Suno, Poseidon Wave Media & AI Music Licensing
Gary Whittaker

Suno, Poseidon Wave Media, and the Indie Artist Problem Behind AI Music Licensing
The lawsuit may focus on Suno, but the bigger question for independent artists is whether sync licensing itself is being reshaped by cheaper, faster, AI-assisted music options.

Poseidon Wave Media’s lawsuit against Suno raises a serious question for independent musicians.
But the question is not only whether Suno used protected music. It is also whether AI has become the visible face of a wider shift in how independent instrumental music gets licensed, valued, and replaced.
That distinction matters.
A creator can see smoke and know something is burning. But identifying the fire is not the same as identifying who lit it, how it spread, or whether the real vulnerability was somewhere else in the house.
For independent musicians, Suno may be the fire everyone can see. But the bigger danger may be the back door: a sync licensing market quietly shifting toward cheaper, faster, rights-cleared, AI-assisted alternatives.
What is the bigger issue behind the Poseidon Wave Media lawsuit?
Poseidon Wave Media alleges that Suno trained on protected works tied to The American Dollar and damaged licensing revenue. Those claims are for the court to decide. But the wider issue is bigger than one lawsuit: independent musicians may be facing a sync market where AI tools, stock music libraries, subscription platforms, and faster licensing workflows all reduce demand for traditional indie catalog placements.
The Lawsuit: What Poseidon Wave Media Alleges
On May 12, 2026, Poseidon Wave Media LLC filed a copyright lawsuit against Suno, Inc. in the U.S. District Court for the Southern District of New York. The docket lists the case as Poseidon Wave Media LLC v. Suno, Inc., Case No. 1:2026cv03921, with copyright as the nature of suit. Justia docket summary.
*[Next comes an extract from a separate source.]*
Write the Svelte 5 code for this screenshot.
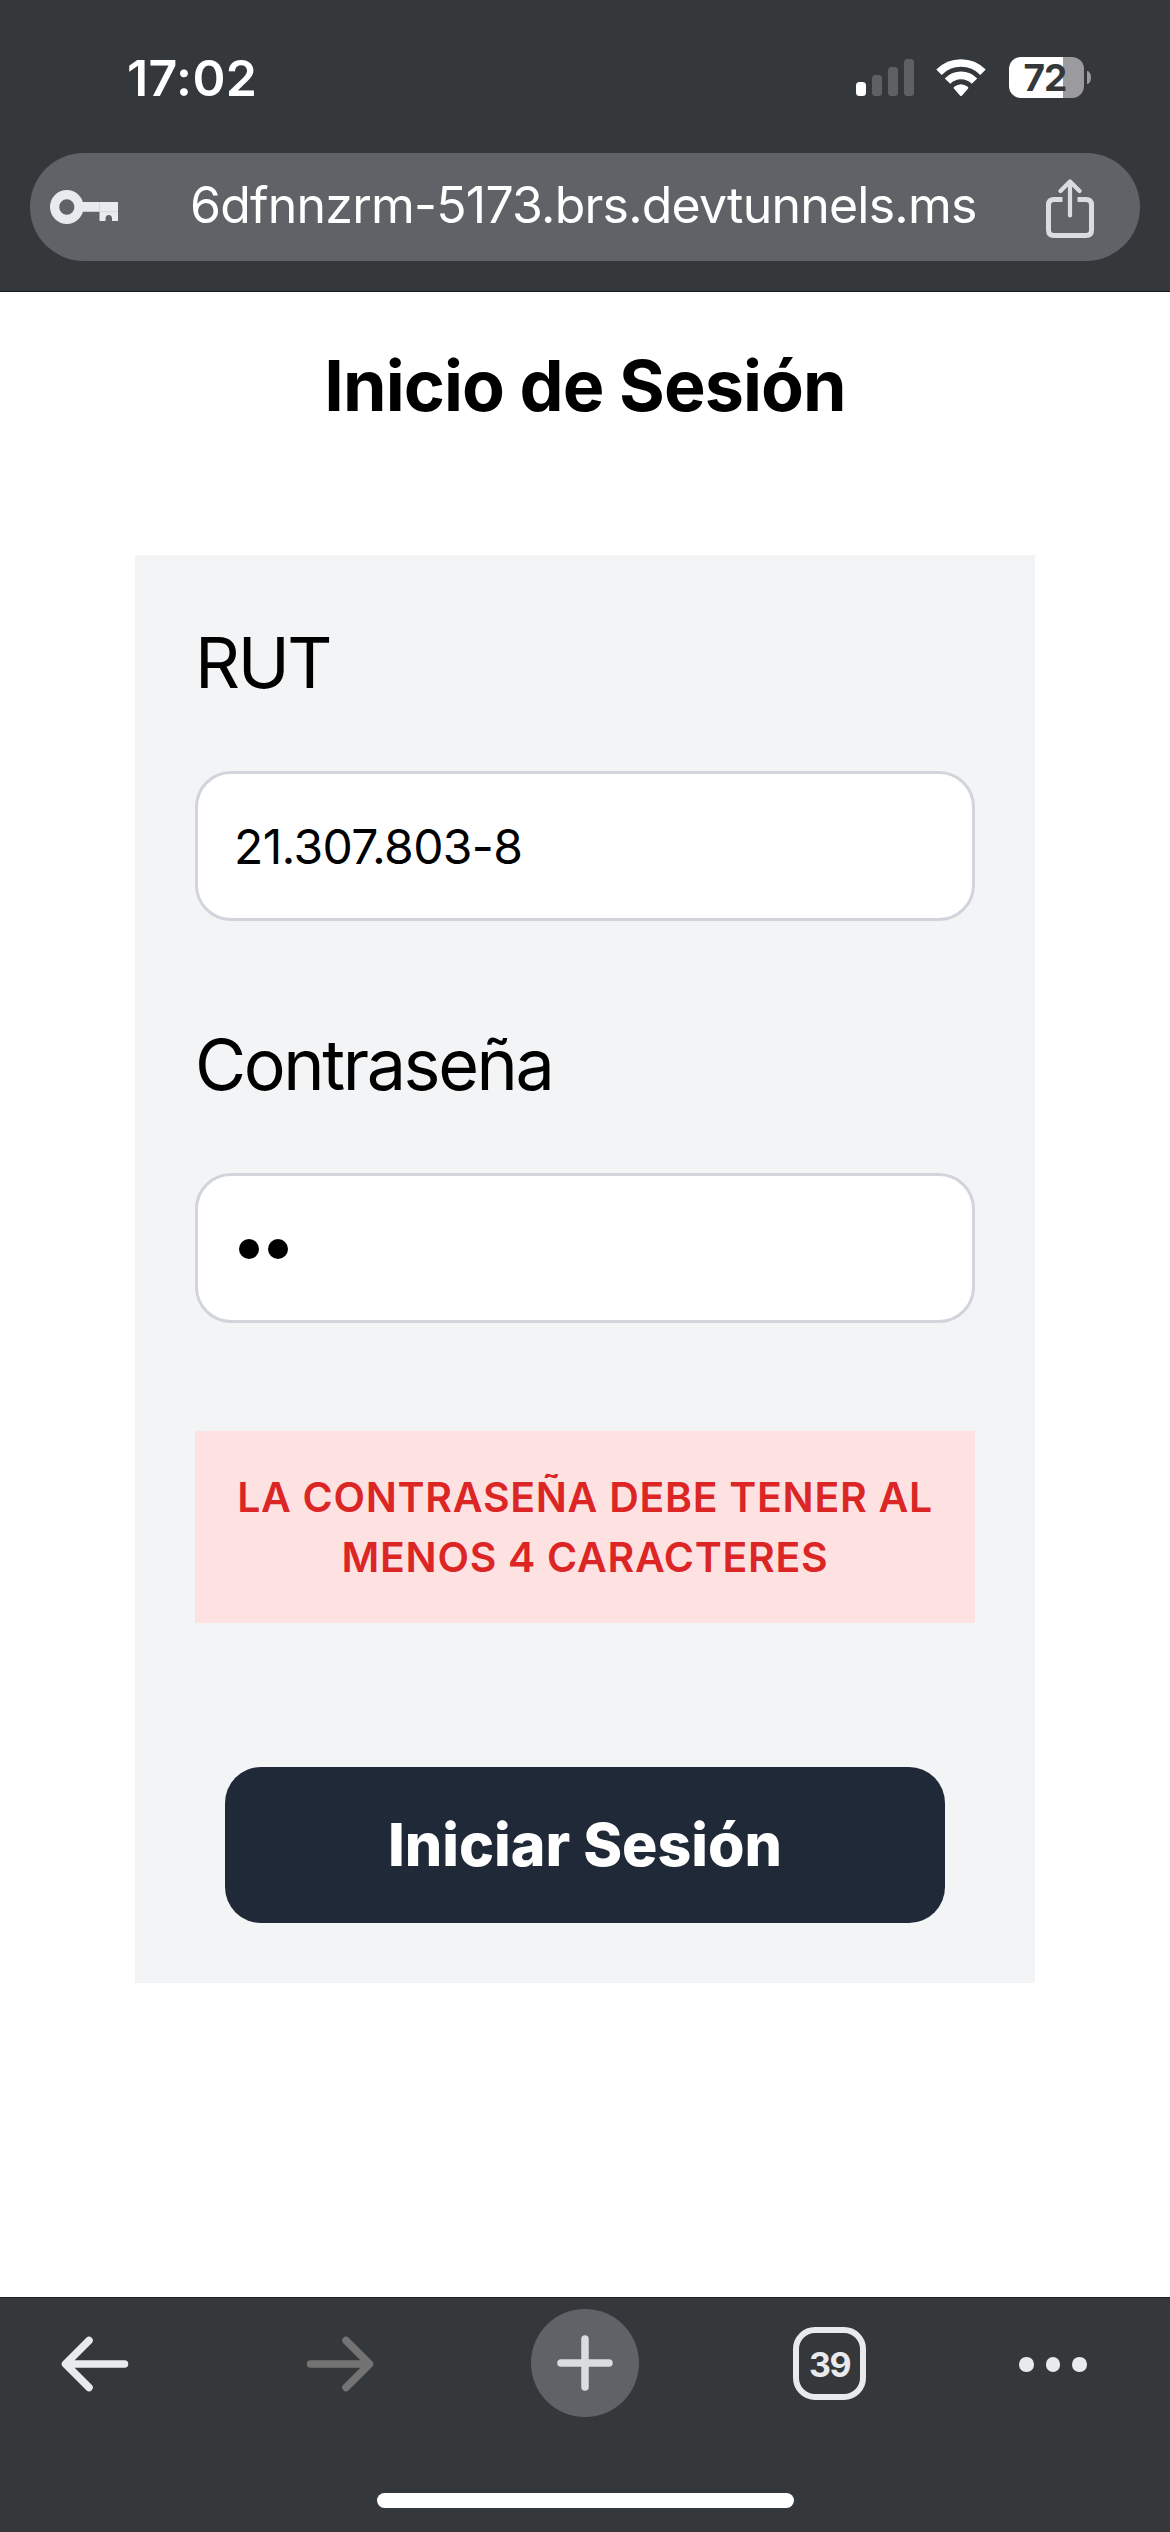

According to Music Business Worldwide, Poseidon Wave Media is the entity behind the instrumental post-rock duo The American Dollar. The complaint reportedly alleges that Suno copied and ingested works from the duo’s catalog to train its AI music system without permission.
The reporting says the lawsuit covers 236 sound recordings and compositions across 164 U.S. copyright registrations. It also reports that Poseidon alleges its licensing revenue has been nearly eliminated since Suno became publicly available.
Those are serious allegations. They are not court findings.
Important legal note
This article is not legal advice and does not claim Suno is liable. Poseidon Wave Media’s claims are allegations in a lawsuit. The court has not decided whether Suno infringed Poseidon’s copyrights, whether Suno’s training practices are protected by fair use, whether any outputs are substantially similar, or whether Suno caused the alleged licensing revenue decline.
Why This Case Feels Different From a Major-Label Lawsuit
The Poseidon case is not only another large-catalog fight.
The major-label lawsuits against AI music companies are important, but they are often framed around massive commercial catalogs, licensing leverage, and large-scale training claims. This case feels different because it puts a smaller-rightsholder story closer to the center.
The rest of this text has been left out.